Marines are encouraged to give their pig a name.

“Ours is Pvt. Ryan,” said Cpl. J. Crane, “he’s definitely worth saving.”

The pigs are 2 to 3 months old and range from 140 to 200 pounds. Stretched out, they can reach five feet from snout to hoof. Each costs about $1,000.

Before the training begins, they are sedated. Veterinary technicians monitor the pigs to make sure they remain asleep. Instructors insist the animals feel no pain.

Using scalpels, instructors inflict increasingly serious wounds on the pigs and watch as the Marines scramble to keep their pigs from dying. In the final exercise, the pigs are shot in ways that approximate the injuries that a Marine might suffer, some of the shots severing limbs.

The part of the trauma course using pigs occurs after three days of lectures and simulations at the base. It used to be held at the Escondido police training facility but was moved to avoid controversy.

Now it’s held on an avocado ranch in northeastern San Diego County owned by a retired Marine who is also an Escondido police officer.

“I’m not a public entity, I don’t care about political pressure,” said Dave Bishop, the owner. “They can protest outside my gate all they want.”

To view the training exercise, the media had to agree not to photograph the pigs or use the full names of instructors. The lead instructor, known as Kato, has combat experience in Vietnam, Iraq and Afghanistan.

“We’ve got to move, we’ve got to move,” Kato barks. “We’ve got to get these guys to the [landing zone]. The helo is coming in and they’re not going to wait.”

For three days, he drilled the Marines with Kato’s Rules, starting with rule No. 1: The main cause of death on the battlefield is massive bleeding, and many of those deaths are preventable with quick response. Another rule: If one tourniquet is good, two are better. And yet another: Constantly reassess your patient, check his breathing, never give up.

“This is kind of the shock-and-awe treatment,” said Corpsman Mark Litz, 27, who took the course three years ago and gave mouth-to-mouth resuscitation to his pig, named Chester after legendary Marine Lewis “Chesty” Puller.

“A lot of these guys have never really seen blood and could freeze up the first time they do,” Litz said. “What good is a Marine or corpsman who’s frozen up in combat?”

With Gen.

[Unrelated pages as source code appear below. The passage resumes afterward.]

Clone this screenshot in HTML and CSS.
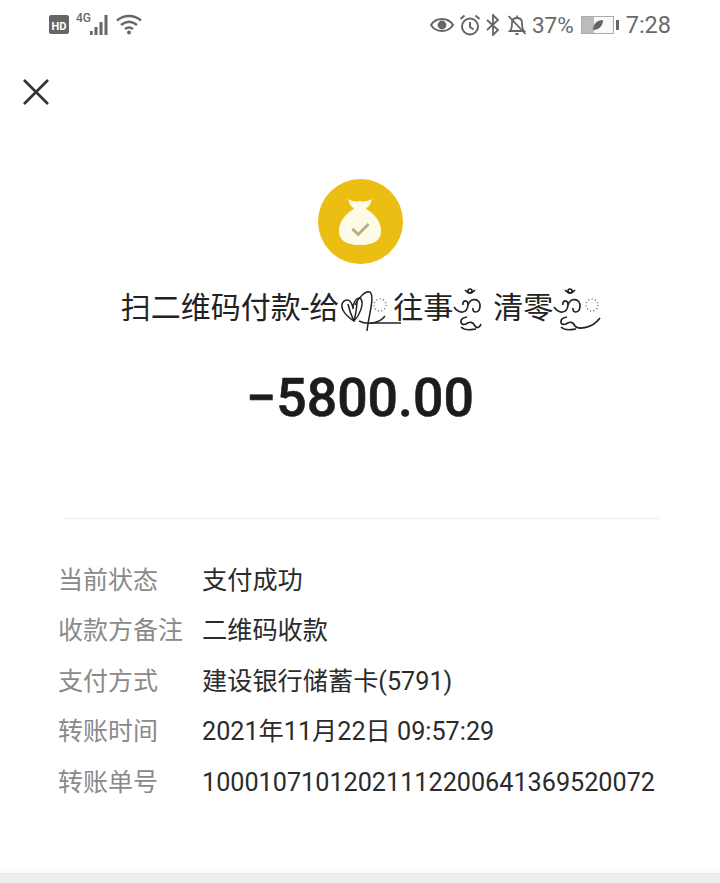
FILE: index.html
```html
<!DOCTYPE html>
<html lang="zh">
<head>
	<meta charset="utf-8">
	<title>账单详情</title>
	<link rel="stylesheet" href="styles.css">
</head>
<body>
	<div class="status-bar">
		<div class="status-left">
			<svg class="ic-hd" viewBox="0 0 20 20" width="20" height="20"><rect x="0" y="0" width="20" height="19" rx="2" fill="#666"/><text x="10" y="14.5" text-anchor="middle" class="hd-text">HD</text></svg>
			<div class="signal">
				<span class="signal-4g">4G</span>
				<svg viewBox="0 0 22 22" width="22" height="22"><g fill="#666"><rect x="1" y="17" width="2.6" height="4"/><rect x="5.5" y="13" width="3" height="8"/><rect x="10.5" y="8" width="3" height="13"/><rect x="15.5" y="1" width="3" height="20"/></g></svg>
			</div>
			<svg viewBox="0 0 26 22" width="26" height="22" fill="none" stroke="#666" stroke-width="2.4"><path d="M1 6.5C8 .5 18 .5 25 6.5"/><path d="M5 11C10 7 16 7 21 11"/><path d="M9 15C11.5 13 14.5 13 17 15"/><circle cx="13" cy="18.5" r="2" fill="#666" stroke="none"/></svg>
		</div>
		<div class="status-right">
			<svg viewBox="0 0 24 16" width="24" height="16"><path d="M1 8C6 0 18 0 23 8C18 16 6 16 1 8Z" fill="none" stroke="#666" stroke-width="2"/><circle cx="12" cy="8" r="4.4" fill="#666"/></svg>
			<svg viewBox="0 0 22 22" width="22" height="22" fill="none" stroke="#666" stroke-width="2"><circle cx="11" cy="12.5" r="8"/><path d="M11 8v5l3.5 2.5"/><path d="M1.5 5L5.5 1.5M20.5 5L16.5 1.5"/></svg>
			<svg viewBox="0 0 14 22" width="14" height="22" fill="none" stroke="#666" stroke-width="1.8"><path d="M1 6l11 10-5 5V1l5 5L1 16"/></svg>
			<svg class="ic-bell" viewBox="0 0 20 22" width="20" height="22" fill="none" stroke="#666" stroke-width="1.8"><path d="M3 17c2-2 2-4 2-8 0-3 2-5 5-5s5 2 5 5c0 4 0 6 2 8z"/><path d="M8.5 20h3M10 1.5v2M1.5 2l17 18"/></svg>
			<span class="status-text">37%</span>
			<div class="battery">
				<div class="battery-body">
					<div class="battery-fill"></div>
					<svg class="battery-leaf" viewBox="0 0 12 12" width="12" height="12"><path d="M1 11C1 5 5 1 11 1C11 7 7 11 1 11Z" fill="#666"/></svg>
				</div>
				<div class="battery-cap"></div>
			</div>
			<span class="status-text status-time">7:28</span>
		</div>
	</div>

	<div class="nav">
		<svg viewBox="0 0 26 26" width="26" height="26" stroke="#333" stroke-width="2.6"><path d="M1 1L25 25M25 1L1 25"/></svg>
	</div>

	<div class="summary">
		<div class="coin">
			<svg viewBox="0 0 48 52" width="46" height="50"><path d="M12 2C17 5 20 5 24 4C28 5 31 5 36 2C36 7 33 10 30 12C38 17 46 25 46 35C46 46 37 50 24 50C11 50 2 46 2 35C2 25 10 17 18 12C15 10 12 7 12 2Z" fill="#fdfbe8"/><path d="M16 33L22 39L33 28" fill="none" stroke="#b4b08a" stroke-width="3"/></svg>
		</div>
		<div class="title">
			<span>扫二维码付款-给</span>
			<!-- ornaments from the nickname, with their dotted halos -->
			<svg class="orn orn-heart" viewBox="0 0 52 44" width="52" height="44" fill="none" stroke="#222" stroke-width="1.5"><path d="M15 32C4 25 0 17 5 12C10 9 13 13 14 20C14 12 19 7 22 10C25 15 21 26 15 32Z"/><path d="M9 15C10 20 12 26 15 32M18 12C18 18 17 24 15 32"/><path d="M16 16C20 8 27 1 31 3C36 8 30 24 28 42"/><path d="M20 32C28 36 40 35 46 27"/><path d="M31 34H62"/><circle cx="41" cy="16" r="6" stroke-width="1.6" stroke-dasharray="1 2.4" stroke="#777"/></svg>
			<span>往事</span>
			<svg class="orn" viewBox="0 0 30 46" width="30" height="46" fill="none" stroke="#222" stroke-width="1.7"><circle cx="17" cy="3" r="2"/><path d="M12 2Q17 8 22 2"/><path d="M1 19C6 26 14 26 15 17C15 11 9 12 10 17M15 17C17 9 28 10 27 19C26 26 19 25 20 20"/><path d="M14 29C6 30 6 38 13 36C17 33 20 34 22 38C24 41 27 39 28 36M8 39C13 44 20 41 23 41"/></svg>
			<span class="title-gap">清零</span>
			<svg class="orn orn-tail" viewBox="0 0 50 46" width="50" height="46" fill="none" stroke="#222" stroke-width="1.7"><circle cx="17" cy="3" r="2"/><path d="M12 2Q17 8 22 2"/><path d="M1 19C6 26 14 26 15 17C15 11 9 12 10 17M15 17C17 9 28 10 27 19C26 26 19 25 20 20"/><path d="M14 29C6 30 6 38 13 36C17 33 20 34 22 38C24 41 38 42 47 30"/><path d="M8 39C13 44 20 41 23 41"/><circle cx="39" cy="17" r="6" stroke-width="1.6" stroke-dasharray="1 2.4" stroke="#777"/></svg>
		</div>
		<div class="amount">−5800.00</div>
	</div>

	<div class="divider"></div>

	<div class="details">
		<div class="row"><span class="label">当前状态</span><span class="value">支付成功</span></div>
		<div class="row"><span class="label">收款方备注</span><span class="value">二维码收款</span></div>
		<div class="row"><span class="label">支付方式</span><span class="value">建设银行储蓄卡(5791)</span></div>
		<div class="row"><span class="label">转账时间</span><span class="value">2021年11月22日 09:57:29</span></div>
		<div class="row"><span class="label">转账单号</span><span class="value">10001071012021112200641369520072</span></div>
	</div>

	<div class="bottom-strip"></div>
</body>
</html>
```

FILE: styles.css
```css
html, body {
	height: 100%;
}
body {
	margin: 0;
	display: flex;
	flex-direction: column;
	overflow: hidden;
	background-color: #fff;
	color: #222;
	font-family: Roboto, "Noto Sans CJK SC", sans-serif;
}

/* status bar */
.status-bar {
	display: flex;
	justify-content: space-between;
	align-items: center;
	height: 50px;
	padding: 0 49px;
	color: #6a6a6a;
}
.status-left, .status-right {
	display: flex;
	align-items: center;
}
.status-left {
	gap: 5px;
}
.status-right {
	gap: 5px;
}
.ic-bell {
	margin-left: 2px;
}
.hd-text {
	font-size: 11px;
	font-weight: 700;
	fill: #fff;
}
.signal {
	display: flex;
	align-items: flex-end;
}
.signal-4g {
	font-size: 12px;
	font-weight: 500;
	align-self: flex-start;
	margin: -3px -2px 0 2px;
}
.status-text {
	font-size: 22.5px;
}
.status-time {
	font-size: 23.5px;
}
.battery {
	display: flex;
	align-items: center;
	gap: 2px;
	margin: 0 2px;
}
.battery-body {
	display: flex;
	align-items: center;
	width: 31px;
	height: 16px;
	border: 1px solid #aaa;
	background-color: #fafafa;
	position: relative;
}
.battery-fill {
	width: 12px;
	height: 100%;
	background-color: #bbb;
}
.battery-leaf {
	position: absolute;
	left: 10px;
	top: 2px;
}
.battery-cap {
	width: 3px;
	height: 10px;
	background-color: #666;
}

/* close button */
.nav {
	padding: 29px 0 0 23px;
	height: 26px;
}
.nav svg {
	display: block;
}

/* payee and amount */
.summary {
	display: flex;
	flex-direction: column;
	align-items: center;
	padding-top: 74px;
}
.coin {
	display: flex;
	justify-content: center;
	align-items: center;
	width: 85px;
	height: 85px;
	border-radius: 50%;
	background-color: #ecbd12;
}
.title {
	display: flex;
	align-items: center;
	margin-top: 17px;
	height: 54px;
	padding-left: 4px;
	font-size: 30px;
	line-height: 40px;
	color: #222;
}
.orn {
	flex: none;
	margin-top: 6px;
	overflow: visible;
}
.orn-heart {
	margin-right: 2px;
}
.title-gap {
	margin-left: 10px;
}
.amount {
	margin-top: 33px;
	font-size: 53.6px;
	line-height: 60px;
	font-weight: 500;
	-webkit-text-stroke: 0.6px #1c1c1c;
	color: #1c1c1c;
}

.divider {
	height: 1px;
	margin: 90px 61px 0 64px;
	background-color: #eeeeee;
}

/* detail rows */
.details {
	display: flex;
	flex-direction: column;
	gap: 14.4px;
	padding: 44px 0 0 58px;
	font-size: 25px;
	line-height: 36px;
}
.row {
	display: flex;
}
.label {
	flex: none;
	width: 144px;
	color: #8a8a8a;
}
.value {
	font-size: 25.2px;
	color: #2b2b2b;
	white-space: nowrap;
}

.bottom-strip {
	margin-top: auto;
	height: 9px;
	border-top: 1px solid #e8e8e8;
	background-color: #eeeeee;
	box-shadow: 0 -4px 4px #fafafa;
}
```
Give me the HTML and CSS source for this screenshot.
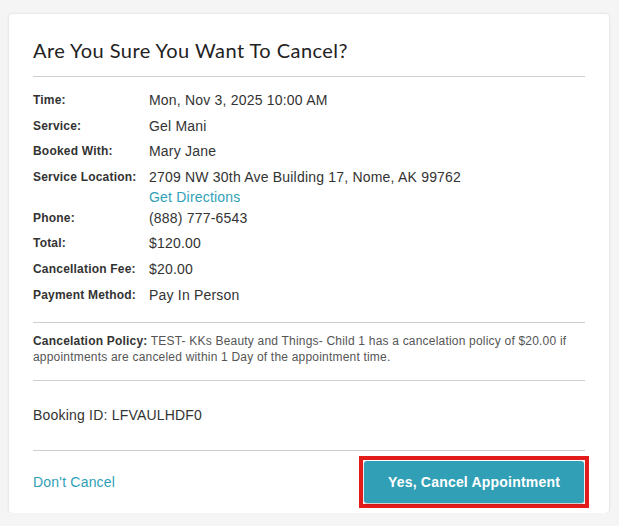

Dude bleeding profusely, Pfc. Paul Lopez put his hands on the animal’s nether region to find the femoral artery and press down firmly.

The femoral artery is a common injury spot from roadside bombs because the blast comes beneath the vehicle and the artery is not protected by the Marine’s vest.

“I got it done,” said the 20-year-old Lopez. “I did what you have to do.”